The White House, in a separate statement late Friday, said: “We expect this ruling will be appealed to the Supreme Court. Pending the appeal process, the law remains in place.”
If Judge O’Connor’s decision ultimately stands, about 17 million Americans will lose their health insurance, according to the Urban Institute, a left-leaning think tank. That includes millions who gained coverage through the law’s expansion of Medicaid, and millions more who receive subsidized private insurance through the law’s online marketplaces.
Insurers will also no longer have to cover young adults up to age 26 under their parents’ plans; annual and lifetime limits on coverage will again be permitted; and there will be no cap on out-of-pocket costs.

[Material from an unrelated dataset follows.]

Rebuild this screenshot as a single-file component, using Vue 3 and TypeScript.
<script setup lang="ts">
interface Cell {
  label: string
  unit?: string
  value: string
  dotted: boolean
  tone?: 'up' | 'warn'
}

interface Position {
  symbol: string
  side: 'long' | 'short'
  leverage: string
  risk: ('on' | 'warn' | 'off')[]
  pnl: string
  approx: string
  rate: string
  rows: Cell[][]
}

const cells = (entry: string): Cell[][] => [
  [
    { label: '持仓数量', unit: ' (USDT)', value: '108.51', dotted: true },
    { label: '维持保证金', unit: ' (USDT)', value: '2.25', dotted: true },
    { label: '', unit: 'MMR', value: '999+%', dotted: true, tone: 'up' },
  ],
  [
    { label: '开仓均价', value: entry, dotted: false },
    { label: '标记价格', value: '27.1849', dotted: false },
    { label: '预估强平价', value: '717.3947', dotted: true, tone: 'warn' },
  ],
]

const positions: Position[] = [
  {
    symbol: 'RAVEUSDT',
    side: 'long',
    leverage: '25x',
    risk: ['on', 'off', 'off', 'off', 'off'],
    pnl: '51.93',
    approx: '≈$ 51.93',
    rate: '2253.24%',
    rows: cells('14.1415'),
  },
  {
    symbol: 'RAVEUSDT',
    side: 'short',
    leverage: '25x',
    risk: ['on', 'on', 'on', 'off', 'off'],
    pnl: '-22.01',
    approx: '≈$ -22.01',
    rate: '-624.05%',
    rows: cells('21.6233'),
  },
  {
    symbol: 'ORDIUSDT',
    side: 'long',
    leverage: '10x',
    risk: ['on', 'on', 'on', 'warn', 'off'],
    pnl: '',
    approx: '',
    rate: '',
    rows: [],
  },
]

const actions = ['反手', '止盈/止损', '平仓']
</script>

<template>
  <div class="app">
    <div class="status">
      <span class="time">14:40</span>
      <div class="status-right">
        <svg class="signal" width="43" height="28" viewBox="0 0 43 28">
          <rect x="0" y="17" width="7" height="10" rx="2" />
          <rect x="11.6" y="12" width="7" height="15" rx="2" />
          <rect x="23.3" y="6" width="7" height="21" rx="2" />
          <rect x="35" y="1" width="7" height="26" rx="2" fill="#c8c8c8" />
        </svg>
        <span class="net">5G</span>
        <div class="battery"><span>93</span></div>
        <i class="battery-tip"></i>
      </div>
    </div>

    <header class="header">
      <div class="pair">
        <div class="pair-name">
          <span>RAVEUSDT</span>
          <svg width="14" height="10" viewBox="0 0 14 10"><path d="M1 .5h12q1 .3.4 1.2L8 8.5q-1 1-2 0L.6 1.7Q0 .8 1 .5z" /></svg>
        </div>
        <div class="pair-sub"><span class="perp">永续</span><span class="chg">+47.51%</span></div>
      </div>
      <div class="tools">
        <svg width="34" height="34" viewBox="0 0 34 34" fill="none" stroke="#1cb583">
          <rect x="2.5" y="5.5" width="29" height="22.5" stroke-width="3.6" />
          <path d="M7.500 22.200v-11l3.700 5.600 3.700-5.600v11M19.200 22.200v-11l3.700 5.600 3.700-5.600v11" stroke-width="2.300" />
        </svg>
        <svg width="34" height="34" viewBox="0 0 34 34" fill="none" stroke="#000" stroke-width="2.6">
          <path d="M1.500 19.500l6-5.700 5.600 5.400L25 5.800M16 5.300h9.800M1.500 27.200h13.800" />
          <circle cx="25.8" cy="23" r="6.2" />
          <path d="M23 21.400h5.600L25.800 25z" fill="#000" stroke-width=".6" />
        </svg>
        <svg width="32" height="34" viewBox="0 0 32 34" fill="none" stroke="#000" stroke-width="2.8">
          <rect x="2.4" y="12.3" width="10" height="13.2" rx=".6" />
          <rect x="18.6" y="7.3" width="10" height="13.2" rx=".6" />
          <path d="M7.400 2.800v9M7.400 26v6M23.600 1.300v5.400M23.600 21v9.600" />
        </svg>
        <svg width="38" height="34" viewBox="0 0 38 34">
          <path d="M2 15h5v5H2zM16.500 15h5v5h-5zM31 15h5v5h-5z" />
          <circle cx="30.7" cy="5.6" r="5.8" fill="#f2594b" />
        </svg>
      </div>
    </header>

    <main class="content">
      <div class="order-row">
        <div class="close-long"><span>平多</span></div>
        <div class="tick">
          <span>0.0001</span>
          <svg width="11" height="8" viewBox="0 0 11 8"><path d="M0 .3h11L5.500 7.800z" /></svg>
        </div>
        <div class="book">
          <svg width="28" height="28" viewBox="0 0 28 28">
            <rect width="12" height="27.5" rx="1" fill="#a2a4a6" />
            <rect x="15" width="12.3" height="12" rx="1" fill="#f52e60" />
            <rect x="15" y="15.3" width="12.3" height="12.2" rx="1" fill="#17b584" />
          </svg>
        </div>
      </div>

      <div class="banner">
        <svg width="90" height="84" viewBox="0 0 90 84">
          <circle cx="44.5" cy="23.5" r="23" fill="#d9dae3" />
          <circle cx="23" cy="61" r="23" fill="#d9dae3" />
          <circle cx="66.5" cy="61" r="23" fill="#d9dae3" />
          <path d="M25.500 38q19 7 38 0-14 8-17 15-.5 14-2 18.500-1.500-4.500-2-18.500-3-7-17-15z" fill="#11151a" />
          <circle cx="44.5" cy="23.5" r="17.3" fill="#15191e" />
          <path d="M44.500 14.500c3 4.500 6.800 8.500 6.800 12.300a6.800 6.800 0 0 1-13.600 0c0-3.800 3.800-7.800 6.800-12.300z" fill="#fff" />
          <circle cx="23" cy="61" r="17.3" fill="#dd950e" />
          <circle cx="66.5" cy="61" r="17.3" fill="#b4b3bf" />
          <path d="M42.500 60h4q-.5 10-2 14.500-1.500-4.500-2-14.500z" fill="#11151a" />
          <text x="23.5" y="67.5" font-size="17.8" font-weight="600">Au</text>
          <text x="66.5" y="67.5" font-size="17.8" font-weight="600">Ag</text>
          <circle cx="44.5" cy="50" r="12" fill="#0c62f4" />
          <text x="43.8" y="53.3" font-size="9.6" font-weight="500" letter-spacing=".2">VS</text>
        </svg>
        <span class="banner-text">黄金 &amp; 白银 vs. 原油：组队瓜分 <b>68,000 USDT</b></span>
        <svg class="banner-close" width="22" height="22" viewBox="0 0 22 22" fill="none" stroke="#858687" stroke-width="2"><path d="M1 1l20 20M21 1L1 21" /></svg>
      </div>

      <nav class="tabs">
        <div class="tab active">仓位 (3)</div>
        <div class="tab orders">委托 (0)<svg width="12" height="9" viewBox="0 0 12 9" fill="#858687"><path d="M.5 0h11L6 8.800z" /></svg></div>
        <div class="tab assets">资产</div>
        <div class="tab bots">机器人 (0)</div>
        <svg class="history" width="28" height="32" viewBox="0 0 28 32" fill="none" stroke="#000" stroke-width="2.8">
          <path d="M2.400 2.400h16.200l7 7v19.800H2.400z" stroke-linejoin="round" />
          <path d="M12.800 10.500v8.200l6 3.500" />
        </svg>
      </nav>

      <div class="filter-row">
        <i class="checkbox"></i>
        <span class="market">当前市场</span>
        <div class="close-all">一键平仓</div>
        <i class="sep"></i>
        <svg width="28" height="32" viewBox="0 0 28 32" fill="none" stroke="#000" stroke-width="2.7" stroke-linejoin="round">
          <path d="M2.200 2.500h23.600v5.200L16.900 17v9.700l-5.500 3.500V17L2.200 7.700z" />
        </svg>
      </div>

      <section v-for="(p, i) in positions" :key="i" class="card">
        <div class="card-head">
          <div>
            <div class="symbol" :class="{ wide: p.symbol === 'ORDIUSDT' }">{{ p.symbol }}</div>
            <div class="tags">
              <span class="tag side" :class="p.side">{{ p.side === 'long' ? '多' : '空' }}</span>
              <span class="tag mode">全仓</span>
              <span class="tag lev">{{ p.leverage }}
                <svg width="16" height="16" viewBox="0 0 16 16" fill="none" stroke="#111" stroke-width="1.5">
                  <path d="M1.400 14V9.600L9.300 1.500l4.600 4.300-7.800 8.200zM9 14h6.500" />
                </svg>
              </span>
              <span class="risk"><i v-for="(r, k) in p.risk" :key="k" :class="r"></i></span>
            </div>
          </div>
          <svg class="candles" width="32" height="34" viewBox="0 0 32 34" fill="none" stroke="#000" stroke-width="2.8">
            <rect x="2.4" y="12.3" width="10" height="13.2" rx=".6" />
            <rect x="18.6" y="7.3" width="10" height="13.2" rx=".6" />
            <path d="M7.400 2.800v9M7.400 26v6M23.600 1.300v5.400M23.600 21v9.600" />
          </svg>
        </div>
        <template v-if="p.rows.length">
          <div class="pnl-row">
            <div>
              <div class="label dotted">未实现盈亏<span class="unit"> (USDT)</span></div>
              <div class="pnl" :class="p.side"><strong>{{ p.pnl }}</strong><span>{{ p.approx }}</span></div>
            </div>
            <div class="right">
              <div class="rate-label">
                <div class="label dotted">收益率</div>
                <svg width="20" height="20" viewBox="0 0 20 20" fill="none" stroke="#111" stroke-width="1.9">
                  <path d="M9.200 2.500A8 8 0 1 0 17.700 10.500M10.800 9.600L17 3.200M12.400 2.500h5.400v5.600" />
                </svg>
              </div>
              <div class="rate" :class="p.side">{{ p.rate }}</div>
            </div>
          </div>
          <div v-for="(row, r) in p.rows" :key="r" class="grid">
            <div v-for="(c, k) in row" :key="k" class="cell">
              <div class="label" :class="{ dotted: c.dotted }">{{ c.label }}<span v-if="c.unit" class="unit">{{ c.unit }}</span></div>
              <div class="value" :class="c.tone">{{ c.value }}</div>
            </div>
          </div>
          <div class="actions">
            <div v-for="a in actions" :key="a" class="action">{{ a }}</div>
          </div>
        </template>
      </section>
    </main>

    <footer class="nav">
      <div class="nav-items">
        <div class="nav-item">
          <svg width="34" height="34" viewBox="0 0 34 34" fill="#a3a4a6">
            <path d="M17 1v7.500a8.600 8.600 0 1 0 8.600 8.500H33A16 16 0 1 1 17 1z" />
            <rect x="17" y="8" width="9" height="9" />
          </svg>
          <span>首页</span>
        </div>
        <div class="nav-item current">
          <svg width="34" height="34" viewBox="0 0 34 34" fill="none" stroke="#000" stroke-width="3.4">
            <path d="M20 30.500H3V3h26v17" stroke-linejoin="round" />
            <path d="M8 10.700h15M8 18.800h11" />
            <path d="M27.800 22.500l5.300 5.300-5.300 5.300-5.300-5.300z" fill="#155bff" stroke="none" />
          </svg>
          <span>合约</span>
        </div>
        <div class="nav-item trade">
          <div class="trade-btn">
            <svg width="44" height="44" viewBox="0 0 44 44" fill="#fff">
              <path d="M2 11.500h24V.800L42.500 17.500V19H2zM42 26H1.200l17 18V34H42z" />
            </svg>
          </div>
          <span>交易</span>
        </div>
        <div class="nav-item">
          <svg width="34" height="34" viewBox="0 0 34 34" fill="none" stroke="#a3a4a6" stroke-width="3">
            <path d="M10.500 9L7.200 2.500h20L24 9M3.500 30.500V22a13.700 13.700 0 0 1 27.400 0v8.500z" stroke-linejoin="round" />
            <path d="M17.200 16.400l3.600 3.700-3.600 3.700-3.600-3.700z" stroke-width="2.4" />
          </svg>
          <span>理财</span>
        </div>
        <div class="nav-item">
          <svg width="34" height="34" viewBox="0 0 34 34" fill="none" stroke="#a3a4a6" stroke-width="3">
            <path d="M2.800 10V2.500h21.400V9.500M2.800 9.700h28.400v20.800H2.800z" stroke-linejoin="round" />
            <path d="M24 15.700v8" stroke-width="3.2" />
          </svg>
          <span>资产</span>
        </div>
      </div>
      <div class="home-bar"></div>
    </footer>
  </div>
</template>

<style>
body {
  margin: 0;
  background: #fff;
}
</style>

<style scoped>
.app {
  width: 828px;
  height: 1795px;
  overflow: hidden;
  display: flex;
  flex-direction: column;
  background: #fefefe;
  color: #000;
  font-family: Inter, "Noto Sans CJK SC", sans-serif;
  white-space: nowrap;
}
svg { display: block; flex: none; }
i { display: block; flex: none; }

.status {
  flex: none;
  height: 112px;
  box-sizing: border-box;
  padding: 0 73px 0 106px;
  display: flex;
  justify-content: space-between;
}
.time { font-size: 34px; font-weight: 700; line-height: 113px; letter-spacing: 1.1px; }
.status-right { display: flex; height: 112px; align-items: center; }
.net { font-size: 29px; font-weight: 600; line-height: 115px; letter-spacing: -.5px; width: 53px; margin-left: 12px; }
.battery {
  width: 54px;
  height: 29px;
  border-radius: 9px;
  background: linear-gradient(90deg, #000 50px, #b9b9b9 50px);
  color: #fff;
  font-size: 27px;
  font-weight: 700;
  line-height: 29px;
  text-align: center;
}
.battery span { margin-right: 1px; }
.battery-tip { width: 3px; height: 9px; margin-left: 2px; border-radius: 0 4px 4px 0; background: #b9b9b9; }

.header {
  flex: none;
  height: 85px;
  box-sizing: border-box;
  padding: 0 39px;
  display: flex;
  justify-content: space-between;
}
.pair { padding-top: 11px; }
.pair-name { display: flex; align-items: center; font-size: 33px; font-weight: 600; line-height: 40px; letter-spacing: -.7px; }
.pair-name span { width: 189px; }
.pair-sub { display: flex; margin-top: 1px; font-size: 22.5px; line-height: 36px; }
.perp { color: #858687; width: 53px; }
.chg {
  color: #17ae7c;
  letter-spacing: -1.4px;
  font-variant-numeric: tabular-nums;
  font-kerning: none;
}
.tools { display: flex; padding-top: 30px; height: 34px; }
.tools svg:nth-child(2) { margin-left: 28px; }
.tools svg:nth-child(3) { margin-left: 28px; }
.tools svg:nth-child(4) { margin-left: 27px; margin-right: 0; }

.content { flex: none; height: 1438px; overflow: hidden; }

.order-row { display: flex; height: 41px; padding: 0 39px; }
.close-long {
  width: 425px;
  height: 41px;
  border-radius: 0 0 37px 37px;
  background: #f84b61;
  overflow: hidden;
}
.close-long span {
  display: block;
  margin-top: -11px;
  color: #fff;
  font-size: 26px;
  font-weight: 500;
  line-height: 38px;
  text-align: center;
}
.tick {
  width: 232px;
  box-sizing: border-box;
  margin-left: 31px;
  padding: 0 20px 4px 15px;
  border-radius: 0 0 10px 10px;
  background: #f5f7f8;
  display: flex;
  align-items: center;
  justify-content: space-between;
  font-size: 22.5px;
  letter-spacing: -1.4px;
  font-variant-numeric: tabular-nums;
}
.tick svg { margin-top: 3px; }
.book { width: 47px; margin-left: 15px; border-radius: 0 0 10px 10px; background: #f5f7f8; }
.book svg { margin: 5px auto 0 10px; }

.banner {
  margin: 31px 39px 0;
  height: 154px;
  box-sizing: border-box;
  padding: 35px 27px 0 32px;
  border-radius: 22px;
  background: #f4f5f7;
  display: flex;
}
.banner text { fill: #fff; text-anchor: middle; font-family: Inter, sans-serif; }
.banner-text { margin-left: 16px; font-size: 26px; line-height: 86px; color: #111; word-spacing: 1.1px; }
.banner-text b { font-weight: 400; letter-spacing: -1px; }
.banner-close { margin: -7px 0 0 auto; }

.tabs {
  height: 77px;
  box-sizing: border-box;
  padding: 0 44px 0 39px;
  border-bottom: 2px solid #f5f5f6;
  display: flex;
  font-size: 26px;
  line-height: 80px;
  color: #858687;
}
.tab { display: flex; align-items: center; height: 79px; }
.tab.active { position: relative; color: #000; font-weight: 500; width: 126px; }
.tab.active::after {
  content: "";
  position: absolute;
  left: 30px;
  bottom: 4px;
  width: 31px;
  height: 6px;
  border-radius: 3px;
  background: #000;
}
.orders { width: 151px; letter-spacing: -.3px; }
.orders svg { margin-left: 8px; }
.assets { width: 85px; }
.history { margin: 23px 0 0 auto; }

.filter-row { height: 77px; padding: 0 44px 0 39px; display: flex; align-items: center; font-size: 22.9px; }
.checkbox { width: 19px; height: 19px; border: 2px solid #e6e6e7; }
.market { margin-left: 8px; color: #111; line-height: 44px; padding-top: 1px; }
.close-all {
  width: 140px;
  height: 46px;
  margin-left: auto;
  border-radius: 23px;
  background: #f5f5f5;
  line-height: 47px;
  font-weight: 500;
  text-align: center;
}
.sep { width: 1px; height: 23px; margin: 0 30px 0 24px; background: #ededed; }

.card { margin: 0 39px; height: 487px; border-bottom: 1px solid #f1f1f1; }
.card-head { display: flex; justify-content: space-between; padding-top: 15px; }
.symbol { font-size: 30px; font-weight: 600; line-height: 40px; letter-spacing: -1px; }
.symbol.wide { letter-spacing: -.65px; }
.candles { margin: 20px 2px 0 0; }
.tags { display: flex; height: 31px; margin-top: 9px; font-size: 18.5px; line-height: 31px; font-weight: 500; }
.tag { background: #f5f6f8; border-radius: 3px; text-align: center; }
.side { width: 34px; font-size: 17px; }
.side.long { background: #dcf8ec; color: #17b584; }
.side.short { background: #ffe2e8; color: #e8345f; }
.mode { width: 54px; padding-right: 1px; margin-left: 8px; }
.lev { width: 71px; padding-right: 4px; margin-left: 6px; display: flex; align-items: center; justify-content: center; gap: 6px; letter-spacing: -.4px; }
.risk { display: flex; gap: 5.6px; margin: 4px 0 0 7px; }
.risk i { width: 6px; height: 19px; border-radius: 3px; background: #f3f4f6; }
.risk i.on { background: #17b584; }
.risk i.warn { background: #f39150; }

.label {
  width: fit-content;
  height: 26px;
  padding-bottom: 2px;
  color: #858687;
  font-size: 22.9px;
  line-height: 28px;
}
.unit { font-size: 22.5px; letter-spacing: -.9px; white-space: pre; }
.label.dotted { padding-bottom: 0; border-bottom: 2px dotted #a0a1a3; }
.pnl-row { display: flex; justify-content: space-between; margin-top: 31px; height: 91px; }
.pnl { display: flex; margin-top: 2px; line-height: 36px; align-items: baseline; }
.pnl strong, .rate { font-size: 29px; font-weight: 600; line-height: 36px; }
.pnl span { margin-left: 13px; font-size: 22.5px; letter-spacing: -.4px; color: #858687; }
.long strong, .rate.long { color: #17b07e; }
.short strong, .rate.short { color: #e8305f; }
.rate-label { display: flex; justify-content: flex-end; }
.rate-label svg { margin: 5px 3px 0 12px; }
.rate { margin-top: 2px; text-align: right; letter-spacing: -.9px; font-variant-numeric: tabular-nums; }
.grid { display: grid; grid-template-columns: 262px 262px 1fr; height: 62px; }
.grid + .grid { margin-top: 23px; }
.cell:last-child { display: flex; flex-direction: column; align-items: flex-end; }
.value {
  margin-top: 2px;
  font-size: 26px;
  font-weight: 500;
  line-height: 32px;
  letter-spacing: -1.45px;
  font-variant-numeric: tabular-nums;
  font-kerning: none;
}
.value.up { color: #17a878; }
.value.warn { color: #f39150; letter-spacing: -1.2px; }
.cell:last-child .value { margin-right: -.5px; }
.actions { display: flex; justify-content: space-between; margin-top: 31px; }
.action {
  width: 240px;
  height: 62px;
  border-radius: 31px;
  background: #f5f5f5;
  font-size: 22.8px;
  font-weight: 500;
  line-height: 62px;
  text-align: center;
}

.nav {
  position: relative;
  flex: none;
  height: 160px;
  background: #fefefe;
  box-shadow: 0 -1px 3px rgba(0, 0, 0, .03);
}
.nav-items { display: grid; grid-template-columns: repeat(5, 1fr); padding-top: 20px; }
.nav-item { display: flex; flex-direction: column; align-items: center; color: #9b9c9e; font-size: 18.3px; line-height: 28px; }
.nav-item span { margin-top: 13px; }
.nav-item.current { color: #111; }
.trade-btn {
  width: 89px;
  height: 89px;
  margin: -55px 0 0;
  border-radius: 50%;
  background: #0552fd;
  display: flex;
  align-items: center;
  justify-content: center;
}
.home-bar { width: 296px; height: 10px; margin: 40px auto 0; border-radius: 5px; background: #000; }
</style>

Also gone will be the law’s popular protections for people with pre-existing conditions, which became a major talking point in the November midterm elections, as Democratic candidates constantly reminded voters that congressional Republicans had tried to repeal the law last year.
Many Democrats successfully centered their midterm campaigns on protecting the Affordable Care Act’s insurance mandates for pre-existing conditions.
Senator Joe Manchin III of West Virginia, one of the few Democratic senators to save his seat in a heavily Trump-friendly state, excoriated his opponent, West Virginia’s attorney general, Patrick Morrisey, for joining the lawsuit decided in favor of the Republicans on Friday.
Democrats in Wisconsin campaigned on a pledge to withdraw the state from the suit, and after they won, that state’s Republican Legislature passed legislation blocking the newly elected Democrats from withdrawing. That legislation was signed into law on Friday by Gov. Scott Walker, who lost his bid for re-election in November.
But most Republican candidates insisted during the campaign that they did not want to withdraw protections for pre-existing conditions, and most were silent after Friday’s ruling.
Without those protections, insurers could return to denying coverage to such people or to charging them more. They could also return to charging people more based on their age, gender or profession.
The Kaiser Family Foundation, a nonpartisan research organization, estimates that 52 million adults from 18 to 64, or 27 percent of that population, would be rejected for coverage under the practices that were in effect in most states before the Affordable Care Act.
Democrats immediately attacked the ruling as absurd. Representative Nancy Pelosi of California said that when the party took control of the House next month, with her as speaker, it would “move swiftly to formally intervene in the appeals process to uphold the lifesaving protections for people with pre-existing conditions and reject Republicans’ effort to destroy the Affordable Care Act.”
In his ruling, Judge O’Connor agreed with the plaintiffs that the individual mandate could not be severed from the rest of the Affordable Care Act because it was “the keystone” of the law, essential to its regulation of the health insurance market.
“The individual mandate is inseverable from the entire A.C.A.,” he declared.
The judge said he would not “parse the A.C.A.’s provisions one by one,” but had to invalidate the whole law, including the expansion of Medicaid and the requirement for employers to offer coverage to workers. “The Medicaid-expansion provisions were designed to serve and assist fulfillment of the individual mandate,” he wrote.
At oral arguments before Judge O’Connor in September, California and the other intervening states had argued that the mandate could not be unconstitutional if it was not forcing people to pay penalties anymore. But even if Judge O’Connor threw it out, they said, the rest of the law could legally be severed from it and survive.
The ruling came a day before the end of the fifth open enrollment season for Affordable Care Act coverage in most states, one in which sign-ups for “Obamacare,” as the coverage sold through the law’s marketplaces is known, have declined so far by about 12 percent compared with last year.